Students prep for high-stakes testing
Published 12:00 am Friday, March 12, 2010
VIDALIA — Students taking high-stakes tests will take their tests in two rounds nearly a month apart this year.
The first phase of the tests will be March 23, and during the first phase of the tests the students will complete the writing portions of their tests, Concordia Parish Academic Director Paul Nelson said.
The state decision to implement the two phases came because, in the past, the process of getting the tests scored and back to the schools in time for the school system to assign students to summer school has cut it close to the deadline, Nelson said.
Moving the writing portion of the tests to an earlier date should alleviate some of those concerns, he said.
“I think in a way it is going to be nice, because you spread some of the tension and stress out more, and I am hoping it will help the kids do better,” he said.
High-stakes tests are those that require students to achieve a certain score to proceed to the next grade or to graduate. The high stakes tests are the LEAP and GEE tests. Students in grades 4, 8, 10 and 11 take high-stakes tests.
Students in grades 3, 5, 6, 7 and 9 will take the iLEAP, an assessment test that does not determine if they will proceed to the next grade. Their tests will be completed on a single phase.
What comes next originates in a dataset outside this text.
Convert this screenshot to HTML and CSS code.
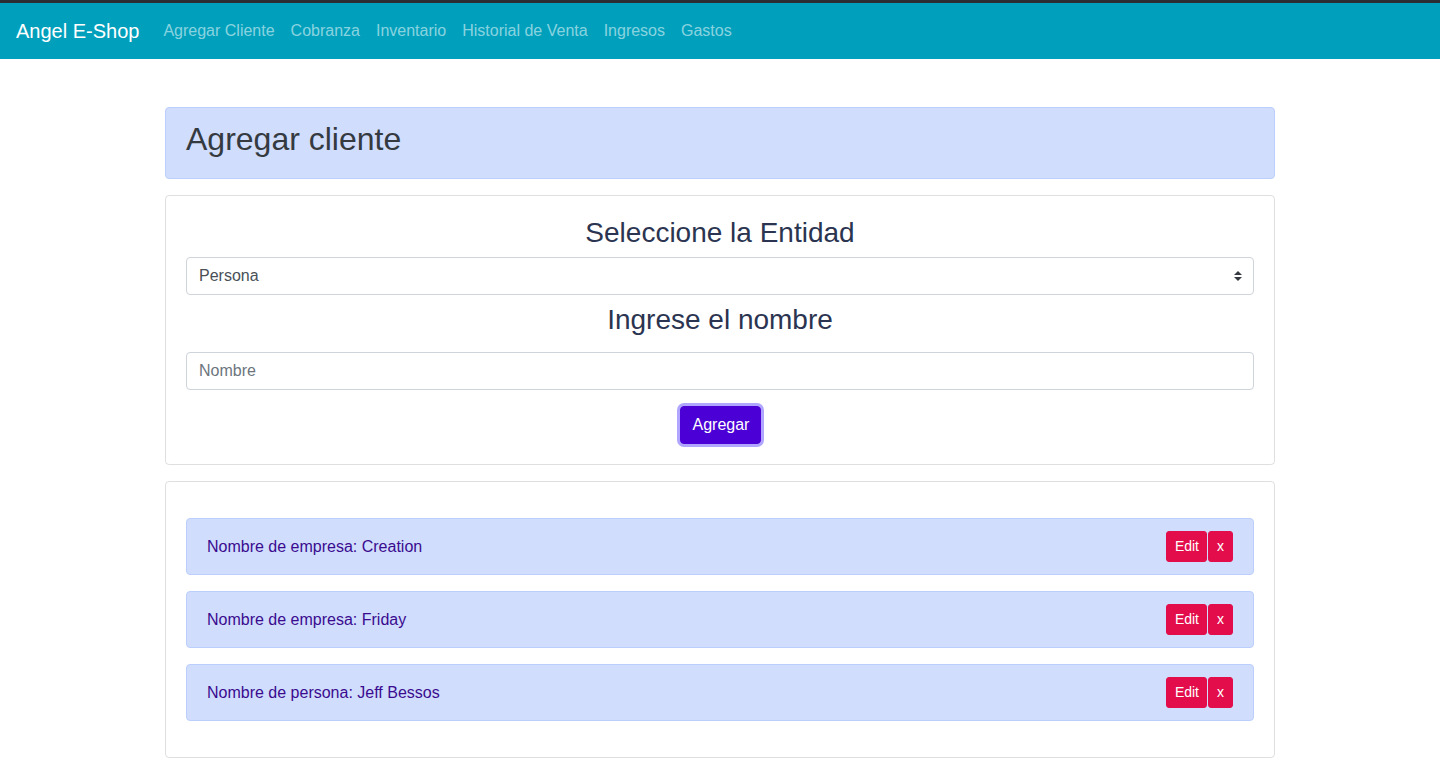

The second phase for the high-stakes testers — and the only phase for the iLEAP testers — will be in mid-April.
The change does have its complications, Nelson said.
“It gets more complicated and complex in moving test booklets and documents around the district and on to the testing center to get them scored,” he said.
There may also be logistical problems with students moving in and out of the district.
“If you have a kid who moves in here from Alabama and he doesn’t move until after phase I, during the phase II window we will have him make up phase I,” Nelson said.
Likewise, the school district will have to contact the former schools of students who transfer from within the state to make sure they took the phase I portion of the test, Nelson said.
The fourth and eighth graders will have one perk when the April testing session rolls around.
“Since they already tested one day in March, they will only have to test Monday through Thursday instead of Monday through Friday,” Nelson said.